The DMG2 admits that 4 minions don’t balance at at high levels, and suggests using 5 minions at paragon level and 6 at epic. I think this is a good start, but decided to try 5 minions at heroic. I ran the human guard against 5 human guard minions another 10 times (remember, home sick from work: yes, I did have a lot of time on my hands).

This time, the human guard had a lot more trouble. The first round was brutal: he would usually get hit for around 8-12 damage. Assuming he dropped his opponent in the first round, he would now be facing 4 minions – basically, repeating the battles from the Control group – except with an average of 10 less HP. If he missed his first attack, he was in even worse straits.

The minions ended up winning 6 battles this time, and the guard won 4. Since I tracked negative HP in losses until the last minion was killed, I determined that the guard’s average finishing HP total was -8.

Trial 2: Tougher Minions

For this trial, I used some minion-boosting ideas that I’ve had for a while.

1) Minions do double damage on a 20.

2) Not every hit kills a minion. If you connect a solid blow, don’t bother to calculate damage, you killed the minion; but if you do minor damage, say 3 damage from your Cleave, you just bloody him. Here’s how it works:
-Any damage done to a minion Bloodies him.
-Any damage done to a bloodied minion kills him.
-If you hit a minion and exceed a certain low damage threshold, you can kill him in one shot. I set this at 6 + 1/2 the attacker’s level.
This replaces the “Minions are never damaged on a miss.” rule.

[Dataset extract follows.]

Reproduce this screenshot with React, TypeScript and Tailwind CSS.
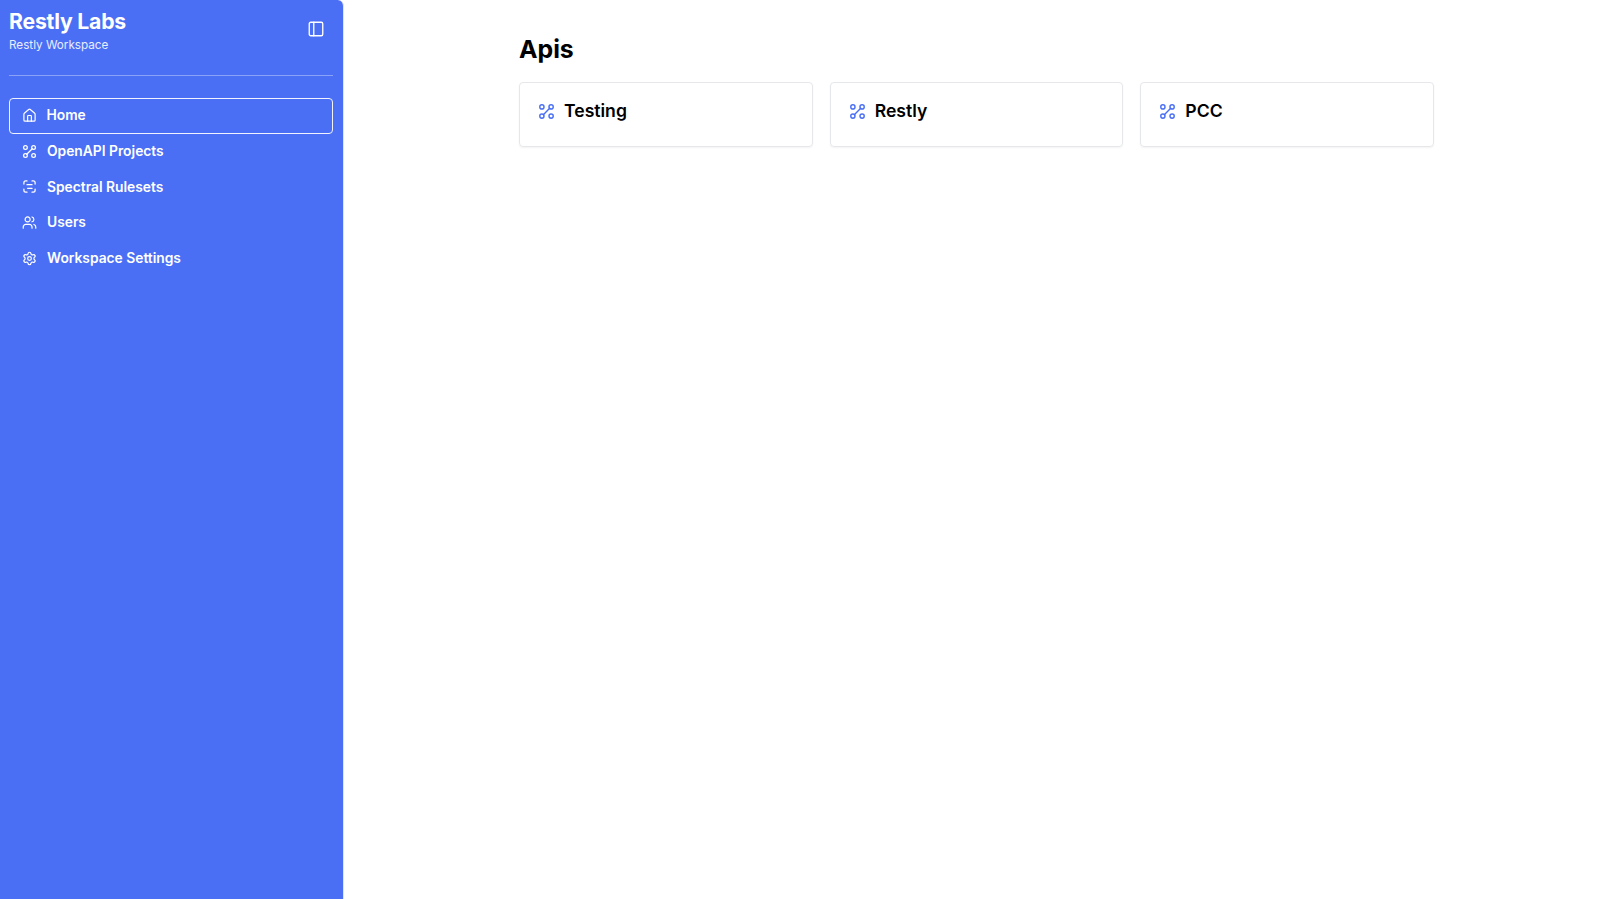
import { House, PanelLeft, Settings, Users } from 'lucide-react';
import React from 'react';

const font = "font-['Inter',sans-serif]";

// four circles with one diagonal, used for projects and api cards
const ApiIcon = ({ className }: { className: string }) => (
  <svg viewBox="0 0 24 24" fill="none" stroke="currentColor" strokeWidth="2" strokeLinecap="round" className={className}>
    <circle cx="5.5" cy="5.5" r="3" />
    <circle cx="18.5" cy="5.5" r="3" />
    <circle cx="5.5" cy="18.5" r="3" />
    <circle cx="18.5" cy="18.5" r="3" />
    <path d="M7.5 16.5l9-9" />
  </svg>
);

const ScanIcon = ({ className }: { className: string }) => (
  <svg viewBox="0 0 24 24" fill="none" stroke="currentColor" strokeWidth="2" strokeLinecap="round" strokeLinejoin="round" className={className}>
    <path d="M3 8V6a3 3 0 0 1 3-3h2" />
    <path d="M16 3h2a3 3 0 0 1 3 3v2" />
    <path d="M21 16v2a3 3 0 0 1-3 3h-2" />
    <path d="M8 21H6a3 3 0 0 1-3-3v-2" />
    <path d="M8 9h8" />
    <path d="M9 15h7" />
  </svg>
);

const navItems = [
  { label: 'Home', Icon: House, active: true },
  { label: 'OpenAPI Projects', Icon: ApiIcon, active: false },
  { label: 'Spectral Rulesets', Icon: ScanIcon, active: false },
  { label: 'Users', Icon: Users, active: false },
  { label: 'Workspace Settings', Icon: Settings, active: false },
];

const apis = ['Testing', 'Restly', 'PCC'];

export default function App() {
  return (
    <div className={`flex h-[899px] bg-white ${font}`}>
      <aside className="w-[344px] shrink-0 bg-[#4a6ff5] border-r border-[#dfe4f5] rounded-tr-md pl-[9px] pr-[10px] text-white">
        <div className="flex justify-between border-b border-[#8aa2f8] h-[76px]">
          <div className="pt-[8px]">
            <h1 className="text-[21.2px] leading-[26px] font-bold tracking-[-0.2px]">Restly Labs</h1>
            <p className="text-[11.7px] leading-[18px] mt-[2px] text-[#e8edff]">Restly Workspace</p>
          </div>
          <button className="mt-[20px] mr-[8px] h-[18px]">
            <PanelLeft className="w-[18px] h-[18px]" strokeWidth={1.8} />
          </button>
        </div>
        <nav className="mt-[22px] flex flex-col">
          {navItems.map(({ label, Icon, active }) => (
            <a
              key={label}
              className={`flex items-center gap-[10px] h-[35.6px] rounded text-[13.8px] font-semibold ${active ? 'border-[1.5px] border-[#f1f4ff] pl-[11.5px]' : 'border border-transparent pl-[12px]'}`}
            >
              <Icon className="w-[15px] h-[15px]" strokeWidth={1.9} />
              {label}
            </a>
          ))}
        </nav>
      </aside>
      <main className="flex-1 pl-[175px] pr-[166px] pt-[31px]">
        <h2 className="text-[24.8px] leading-[36px] font-bold text-black">Apis</h2>
        <div className="mt-[15px] grid grid-cols-3 gap-[17px]">
          {apis.map((name) => (
            <div key={name} className="h-[65px] rounded border border-[#e5e7eb] shadow-xs pl-[18px] pt-[14.5px]">
              <div className="flex items-center gap-[9px] h-[28px]">
                <ApiIcon className="w-[17px] h-[17px] text-[#4a6ff5]" />
                <span className="text-[17.6px] font-semibold text-black">{name}</span>
              </div>
            </div>
          ))}
        </div>
      </main>
    </div>
  );
}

I did the 10 battles again. I found that the double damage on a 20 came up three times, and, qualitatively, it was fun when it came up. The guard usually killed the minions in one hit, but failed twice, leaving bloodied minions around to hit him next turn. I don’t know how fun this part was, though. The fact that I had to roll damage against the minions slowed down the combats a lot.

The results: 3 wins for the minions and 7 wins for the guard. The guard finished with an average of 9 HP, 2 less than the control group. A slightly better outcome for the minions, but still tilted towards the human guard.

Trial 3: More Damaging Minions

For this trial, I just made the minions do 5 HP damage, instead of 4, on a hit. Instead of running more battles, I just used the numbers for the Control run, and increased all damage to the Human Guard by 20%.

This worked out very well. With the new numbers, the human guard would have won 5 battles and the minions five battles. Furthermore, the human guard finished his 10 combats with an average of 2 HP remaining.

Findings

For heroic tier, adding +1 to the damage of all minions may go a long way towards winning them respect. Since minion damage goes up with level, you may want to make that +1/+2/+3 damage in heroic/paragon/epic.

Additionally, while letting minions do double damage on a 20 doesn’t greatly improve their damage output (it increases per-attack damage expectation for my human guard minions by about .2 of a HP) it is way funner than not doing it.

Alternatively, you can just throw in one extra minion into each battle: 5/6/7 minions at heroic/paragon/epic, instead of 4/5/6.

I think that my experimental method was very generous to the minions. It let them avoid their weakness (area attacks) while maximizing their strengths (flanking). It also denied regular monsters the benefit of encounter or recharge powers. Instituting either of my suggested changes will probably still leave minions underpowered compared to regular monsters, but it will make them a little more threatening.